A diferencia de otros veranos anteriores, cuyas agendas políticas estaban determinadas por las iniciativas del MLNV -pacto de Lizarra, guerra de las banderas, etcétera-, este verano ha estado marcado por la doble persecución legal de Batasuna -suspensión cautelar dictada por la Audiencia Nacional y solicitud de ilegalización aprobada por la mayoría absoluta del Congreso- legítimamente emprendida por las instituciones españolas contra el brazo político de ETA. Lo cual ha significado ante todo la recuperación de la iniciativa política por parte de aquellas fuerzas -Gobierno y oposición, PP y PSOE- que han apostado todas sus bazas por forzar una definitiva solución judicial a la cuestión vasca, con exclusión de cualquier vía de diálogo político con la criminal extorsión de los terroristas.

Aunque minoritarios, hemos sido bastantes los que hemos formulado alguna clase de reservas sobre la conveniencia de ilegalizar o no Batasuna. Semejantes objeciones eran tanto de oportunidad -pues la ilegalización amenaza con dificultar el desarrollo futuro del proceso de pacificación y reconciliación- como de principios -pues toda exclusión de una parte de la representación popular implica una degradación de la calidad de nuestra democracia-. Pero tales reservas críticas sólo tenían sentido antes de que la ley de exclusión fuera aprobada. Pues una vez que ha pasado a formar parte de nuestro ordenamiento legal, resulta absurdo criticarla, y sólo queda aplicarla. Justo lo mismo que hace el juez instructor Garzón, con sus imputaciones de culpabilidad. Y aquí no importa que luego los tribunales verifiquen o no la calidad probatoria de la imputación, pues en caso negativo siempre se puede volver de nuevo a la carga.

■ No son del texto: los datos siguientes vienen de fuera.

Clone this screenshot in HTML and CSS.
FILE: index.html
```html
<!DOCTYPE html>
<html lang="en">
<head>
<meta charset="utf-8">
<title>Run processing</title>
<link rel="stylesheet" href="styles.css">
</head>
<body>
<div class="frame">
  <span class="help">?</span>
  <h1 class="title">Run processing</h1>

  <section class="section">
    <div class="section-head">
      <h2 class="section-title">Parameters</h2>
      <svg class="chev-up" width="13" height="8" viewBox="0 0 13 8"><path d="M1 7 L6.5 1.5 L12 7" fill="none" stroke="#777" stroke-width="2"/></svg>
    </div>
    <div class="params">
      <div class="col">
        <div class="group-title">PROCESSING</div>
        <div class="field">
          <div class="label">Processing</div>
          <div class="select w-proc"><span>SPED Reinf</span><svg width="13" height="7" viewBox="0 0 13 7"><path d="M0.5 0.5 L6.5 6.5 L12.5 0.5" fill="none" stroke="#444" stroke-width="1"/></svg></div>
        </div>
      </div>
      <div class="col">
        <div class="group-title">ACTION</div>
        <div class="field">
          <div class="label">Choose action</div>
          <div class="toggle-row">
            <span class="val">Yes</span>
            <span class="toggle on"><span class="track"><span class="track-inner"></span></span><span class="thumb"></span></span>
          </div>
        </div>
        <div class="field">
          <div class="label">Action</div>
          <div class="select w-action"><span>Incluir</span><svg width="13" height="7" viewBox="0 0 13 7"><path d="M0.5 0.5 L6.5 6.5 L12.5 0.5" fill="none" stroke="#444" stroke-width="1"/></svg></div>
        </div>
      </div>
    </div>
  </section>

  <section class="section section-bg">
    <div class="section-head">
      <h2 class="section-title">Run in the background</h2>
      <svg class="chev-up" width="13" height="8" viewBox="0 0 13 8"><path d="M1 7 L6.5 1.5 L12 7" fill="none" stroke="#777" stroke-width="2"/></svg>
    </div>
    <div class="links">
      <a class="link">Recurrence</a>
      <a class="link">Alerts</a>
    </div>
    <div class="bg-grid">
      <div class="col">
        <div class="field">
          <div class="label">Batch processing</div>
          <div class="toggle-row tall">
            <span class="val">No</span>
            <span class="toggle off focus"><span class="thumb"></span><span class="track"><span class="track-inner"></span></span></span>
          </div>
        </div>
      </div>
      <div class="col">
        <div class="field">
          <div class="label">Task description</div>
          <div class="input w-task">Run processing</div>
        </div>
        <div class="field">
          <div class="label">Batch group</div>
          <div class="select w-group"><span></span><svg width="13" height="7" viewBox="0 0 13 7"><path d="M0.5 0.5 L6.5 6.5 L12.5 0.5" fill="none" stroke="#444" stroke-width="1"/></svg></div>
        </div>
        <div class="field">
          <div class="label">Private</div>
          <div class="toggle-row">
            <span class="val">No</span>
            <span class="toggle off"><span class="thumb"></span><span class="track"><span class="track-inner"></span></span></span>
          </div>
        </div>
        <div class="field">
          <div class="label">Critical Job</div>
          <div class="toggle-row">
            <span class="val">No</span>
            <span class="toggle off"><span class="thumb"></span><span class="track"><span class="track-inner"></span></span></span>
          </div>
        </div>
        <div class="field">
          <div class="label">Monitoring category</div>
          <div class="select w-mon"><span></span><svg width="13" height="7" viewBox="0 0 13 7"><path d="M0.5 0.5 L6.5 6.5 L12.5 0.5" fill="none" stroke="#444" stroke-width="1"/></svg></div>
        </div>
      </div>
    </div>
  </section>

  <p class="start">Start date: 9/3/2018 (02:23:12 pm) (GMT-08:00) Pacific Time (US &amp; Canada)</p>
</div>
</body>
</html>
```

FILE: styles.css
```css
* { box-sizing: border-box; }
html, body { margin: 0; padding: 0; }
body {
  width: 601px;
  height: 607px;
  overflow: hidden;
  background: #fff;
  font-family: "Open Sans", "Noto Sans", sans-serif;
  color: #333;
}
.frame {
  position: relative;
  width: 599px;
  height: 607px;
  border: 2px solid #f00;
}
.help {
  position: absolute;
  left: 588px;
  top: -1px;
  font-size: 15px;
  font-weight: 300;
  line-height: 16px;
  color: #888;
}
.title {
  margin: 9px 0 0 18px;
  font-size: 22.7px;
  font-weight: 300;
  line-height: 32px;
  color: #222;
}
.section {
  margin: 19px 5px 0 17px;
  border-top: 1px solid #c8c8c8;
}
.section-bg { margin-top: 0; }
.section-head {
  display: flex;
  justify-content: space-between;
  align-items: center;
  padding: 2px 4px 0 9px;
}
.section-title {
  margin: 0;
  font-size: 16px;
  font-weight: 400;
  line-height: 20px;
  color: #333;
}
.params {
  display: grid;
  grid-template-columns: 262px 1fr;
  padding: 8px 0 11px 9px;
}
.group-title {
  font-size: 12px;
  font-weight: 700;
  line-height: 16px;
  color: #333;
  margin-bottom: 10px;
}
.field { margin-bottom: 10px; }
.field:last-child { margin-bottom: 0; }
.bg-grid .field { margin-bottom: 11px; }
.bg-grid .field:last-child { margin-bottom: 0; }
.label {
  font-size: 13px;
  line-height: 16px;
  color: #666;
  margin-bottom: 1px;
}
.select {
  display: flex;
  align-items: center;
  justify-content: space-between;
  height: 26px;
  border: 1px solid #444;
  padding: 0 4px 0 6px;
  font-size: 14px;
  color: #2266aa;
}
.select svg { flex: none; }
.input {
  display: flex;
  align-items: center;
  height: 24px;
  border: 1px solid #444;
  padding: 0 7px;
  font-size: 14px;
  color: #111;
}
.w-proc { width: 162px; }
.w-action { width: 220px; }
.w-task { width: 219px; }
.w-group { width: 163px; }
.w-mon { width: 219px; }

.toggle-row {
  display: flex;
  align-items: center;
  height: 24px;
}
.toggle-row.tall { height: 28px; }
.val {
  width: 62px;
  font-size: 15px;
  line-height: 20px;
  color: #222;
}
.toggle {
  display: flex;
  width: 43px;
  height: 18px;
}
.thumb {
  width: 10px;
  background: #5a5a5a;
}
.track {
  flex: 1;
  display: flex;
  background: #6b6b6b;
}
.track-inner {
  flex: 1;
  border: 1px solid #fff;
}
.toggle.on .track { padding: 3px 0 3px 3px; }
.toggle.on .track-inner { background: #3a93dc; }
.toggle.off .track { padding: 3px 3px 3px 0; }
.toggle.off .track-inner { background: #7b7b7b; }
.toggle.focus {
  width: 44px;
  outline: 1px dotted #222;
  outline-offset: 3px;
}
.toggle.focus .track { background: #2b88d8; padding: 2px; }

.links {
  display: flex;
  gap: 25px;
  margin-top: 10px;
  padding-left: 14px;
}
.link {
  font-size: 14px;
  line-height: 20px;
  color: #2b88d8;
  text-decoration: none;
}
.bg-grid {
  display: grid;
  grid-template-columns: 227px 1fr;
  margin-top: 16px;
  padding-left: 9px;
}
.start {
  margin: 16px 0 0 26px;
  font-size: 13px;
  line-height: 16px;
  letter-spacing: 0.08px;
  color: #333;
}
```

En todo caso, las leyes están para ser cumplidas, si queremos que reine entre nosotros el imperio de la ley y el principio de legalidad, que es el gran invento -el Estado democrático de derecho- que los europeos hemos aportado a la progresiva civilización del planeta. Así que, a partir de ahora, después de aprobada la ley que permite excluir a los partidos que cooperan con el terrorismo, sobran las críticas, y sólo queda ser consecuente cumpliendo el procedimiento previsto por la ley. Es lo que ha hecho el Congreso de los Diputados, al solicitar la ilegalización de Batasuna. Y es lo que ha hecho el Gobierno vasco, al ejecutar el auto de su suspensión judicial.

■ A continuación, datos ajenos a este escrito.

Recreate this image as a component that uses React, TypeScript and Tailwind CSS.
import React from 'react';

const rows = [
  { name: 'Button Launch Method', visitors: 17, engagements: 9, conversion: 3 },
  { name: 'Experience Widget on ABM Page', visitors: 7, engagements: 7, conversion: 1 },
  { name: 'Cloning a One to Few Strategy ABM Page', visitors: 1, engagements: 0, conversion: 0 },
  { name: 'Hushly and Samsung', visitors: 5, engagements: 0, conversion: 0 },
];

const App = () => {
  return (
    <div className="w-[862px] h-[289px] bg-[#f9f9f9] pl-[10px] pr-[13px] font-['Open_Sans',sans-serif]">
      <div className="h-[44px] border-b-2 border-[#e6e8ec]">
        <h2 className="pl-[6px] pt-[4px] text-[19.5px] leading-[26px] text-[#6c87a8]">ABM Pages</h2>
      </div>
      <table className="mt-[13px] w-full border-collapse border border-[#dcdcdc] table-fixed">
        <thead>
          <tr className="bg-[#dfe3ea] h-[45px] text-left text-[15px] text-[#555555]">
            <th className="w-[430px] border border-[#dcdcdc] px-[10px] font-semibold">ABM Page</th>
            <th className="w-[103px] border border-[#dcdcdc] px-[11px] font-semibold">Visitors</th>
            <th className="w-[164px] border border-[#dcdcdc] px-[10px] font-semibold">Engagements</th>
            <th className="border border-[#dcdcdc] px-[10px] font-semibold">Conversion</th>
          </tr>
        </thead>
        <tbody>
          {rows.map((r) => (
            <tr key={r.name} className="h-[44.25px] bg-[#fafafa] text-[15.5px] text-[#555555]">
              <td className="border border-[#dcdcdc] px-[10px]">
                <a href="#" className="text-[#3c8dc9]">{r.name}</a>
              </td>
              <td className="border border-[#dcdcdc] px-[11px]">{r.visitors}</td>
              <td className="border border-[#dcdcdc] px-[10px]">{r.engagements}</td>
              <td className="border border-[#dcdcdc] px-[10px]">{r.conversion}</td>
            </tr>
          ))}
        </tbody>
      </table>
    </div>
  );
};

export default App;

Pero si ya no cabe discutir la nueva legalidad, quizá convenga medir sus consecuencias futuras. La democracia española ha cruzado este verano su Rubicón, dictando un alea jacta est del que resulta imposible retractarse ya. Aprobar la ley de ilegalización, que obliga a tener que aplicarla hasta el final, ha significado quemar las naves poniendo en marcha un ineluctable mecanismo sin retorno cuyo futuro recorrido no sabemos hacia dónde nos conducirá. ¿Se realimentará la espiral del odio, agudizando la división fratricida de la sociedad vasca? ¿O se impondrá por el contrario una nueva cultura del respeto a la legalidad, poniendo fin al imperio de la impunidad?

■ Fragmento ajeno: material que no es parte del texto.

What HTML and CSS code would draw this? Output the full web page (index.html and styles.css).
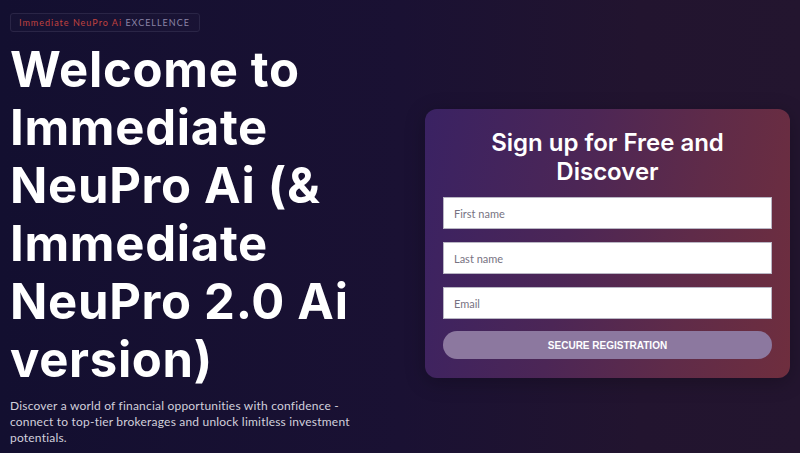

Como se sabe, los terroristas con sus acciones escénicas no sólo buscan desmoralizar e intimidar sino algo más, que es ganar la guerra psicológica imponiendo su sesgada definición de la realidad. Y su mensaje retórico es muy simple: matamos porque la injusticia del enemigo nos da derecho a ello. Por eso les respetan todos aquellos -educados en la tradición del nacionalismo vasco- predispuestos a creer en la injusticia española, y dispuestos por ello a disculpar los crímenes de ETA. Para desarmar tan perverso mensaje resulta inútil insistir en la justicia de la causa española, y puede ser más eficaz subrayar que los crímenes son siempre injustificables, debiendo ser perseguidos de oficio. Por eso la ilegalización de Batasuna podría tener una consecuencia imprevista positiva, como es la de ejercitar al PNV en el estricto cumplimento de la legalidad, si se ve obligado a imponer el imperio de la ley contra el nacionalismo radical.